WHAT THE EXERCISE ASKS
Leave out the pictures and set down exactly the lines from the start of the listing through the one with "UI', 'Noto Sans', 'Liberation", both included.

RAW DATA

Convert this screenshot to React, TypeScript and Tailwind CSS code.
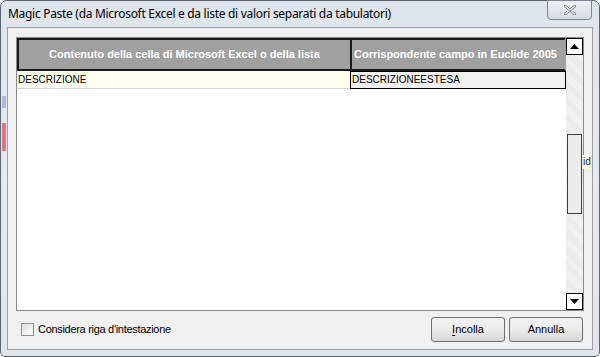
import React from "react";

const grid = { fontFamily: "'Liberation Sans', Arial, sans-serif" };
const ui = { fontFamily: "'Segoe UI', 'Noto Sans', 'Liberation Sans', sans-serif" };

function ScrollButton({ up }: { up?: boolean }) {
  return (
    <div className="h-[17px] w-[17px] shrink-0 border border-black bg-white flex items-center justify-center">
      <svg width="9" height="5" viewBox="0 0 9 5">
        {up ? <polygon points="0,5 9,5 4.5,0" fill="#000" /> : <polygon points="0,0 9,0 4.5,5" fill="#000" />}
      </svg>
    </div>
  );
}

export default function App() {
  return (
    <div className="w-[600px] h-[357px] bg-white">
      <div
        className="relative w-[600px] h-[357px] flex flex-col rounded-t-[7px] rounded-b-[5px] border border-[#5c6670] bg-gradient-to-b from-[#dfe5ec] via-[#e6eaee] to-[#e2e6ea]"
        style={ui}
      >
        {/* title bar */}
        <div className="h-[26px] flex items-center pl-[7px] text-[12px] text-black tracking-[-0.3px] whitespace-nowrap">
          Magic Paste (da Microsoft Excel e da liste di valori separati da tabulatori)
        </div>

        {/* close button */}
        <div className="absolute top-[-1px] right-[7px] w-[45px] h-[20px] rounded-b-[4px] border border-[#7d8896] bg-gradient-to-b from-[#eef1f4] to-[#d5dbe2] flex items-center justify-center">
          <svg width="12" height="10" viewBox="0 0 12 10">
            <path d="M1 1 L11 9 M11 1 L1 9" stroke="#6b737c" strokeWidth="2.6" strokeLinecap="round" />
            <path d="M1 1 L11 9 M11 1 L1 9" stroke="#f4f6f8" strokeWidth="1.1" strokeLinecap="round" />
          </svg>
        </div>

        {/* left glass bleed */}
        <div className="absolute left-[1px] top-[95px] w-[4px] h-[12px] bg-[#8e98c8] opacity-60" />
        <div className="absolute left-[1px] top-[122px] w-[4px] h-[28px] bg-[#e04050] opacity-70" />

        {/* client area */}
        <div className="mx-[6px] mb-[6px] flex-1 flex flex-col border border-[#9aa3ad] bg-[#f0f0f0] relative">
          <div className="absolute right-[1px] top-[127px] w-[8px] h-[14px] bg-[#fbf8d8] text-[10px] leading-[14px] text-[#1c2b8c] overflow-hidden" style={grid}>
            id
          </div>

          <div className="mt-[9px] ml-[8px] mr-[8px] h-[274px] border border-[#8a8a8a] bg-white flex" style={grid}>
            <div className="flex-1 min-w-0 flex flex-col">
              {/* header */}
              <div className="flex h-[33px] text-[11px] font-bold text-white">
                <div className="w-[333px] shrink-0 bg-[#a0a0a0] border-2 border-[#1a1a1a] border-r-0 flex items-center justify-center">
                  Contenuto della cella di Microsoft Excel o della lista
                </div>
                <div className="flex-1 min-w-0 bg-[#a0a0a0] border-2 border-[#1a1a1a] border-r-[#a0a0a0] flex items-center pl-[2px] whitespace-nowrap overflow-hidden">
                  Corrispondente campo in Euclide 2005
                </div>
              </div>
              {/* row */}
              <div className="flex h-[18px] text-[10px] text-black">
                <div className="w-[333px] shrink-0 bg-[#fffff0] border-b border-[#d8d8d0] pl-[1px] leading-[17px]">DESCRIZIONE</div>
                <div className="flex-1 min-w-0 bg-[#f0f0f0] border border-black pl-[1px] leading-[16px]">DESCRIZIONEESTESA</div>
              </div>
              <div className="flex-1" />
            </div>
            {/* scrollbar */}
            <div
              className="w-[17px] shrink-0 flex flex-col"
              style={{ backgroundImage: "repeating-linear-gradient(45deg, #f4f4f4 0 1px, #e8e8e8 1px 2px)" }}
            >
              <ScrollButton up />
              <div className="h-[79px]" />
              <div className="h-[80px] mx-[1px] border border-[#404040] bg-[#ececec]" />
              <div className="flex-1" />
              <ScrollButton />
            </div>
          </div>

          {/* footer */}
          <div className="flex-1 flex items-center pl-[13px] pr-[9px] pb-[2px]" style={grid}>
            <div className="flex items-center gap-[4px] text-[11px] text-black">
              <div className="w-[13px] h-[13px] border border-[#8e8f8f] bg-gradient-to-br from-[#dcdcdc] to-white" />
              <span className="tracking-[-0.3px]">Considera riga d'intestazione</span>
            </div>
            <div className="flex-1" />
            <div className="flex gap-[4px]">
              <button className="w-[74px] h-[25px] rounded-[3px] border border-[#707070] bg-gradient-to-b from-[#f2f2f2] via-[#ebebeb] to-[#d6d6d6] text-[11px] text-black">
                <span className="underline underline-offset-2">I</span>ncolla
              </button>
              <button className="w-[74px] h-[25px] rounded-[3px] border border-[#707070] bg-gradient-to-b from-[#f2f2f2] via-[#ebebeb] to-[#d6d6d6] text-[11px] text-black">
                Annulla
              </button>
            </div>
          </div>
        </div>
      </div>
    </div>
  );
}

RESPONSE BELOW
Convert this screenshot to React, TypeScript and Tailwind CSS code.
import React from "react";

const grid = { fontFamily: "'Liberation Sans', Arial, sans-serif" };
const ui = { fontFamily: "'Segoe UI', 'Noto Sans', 'Liberation Sans', sans-serif" };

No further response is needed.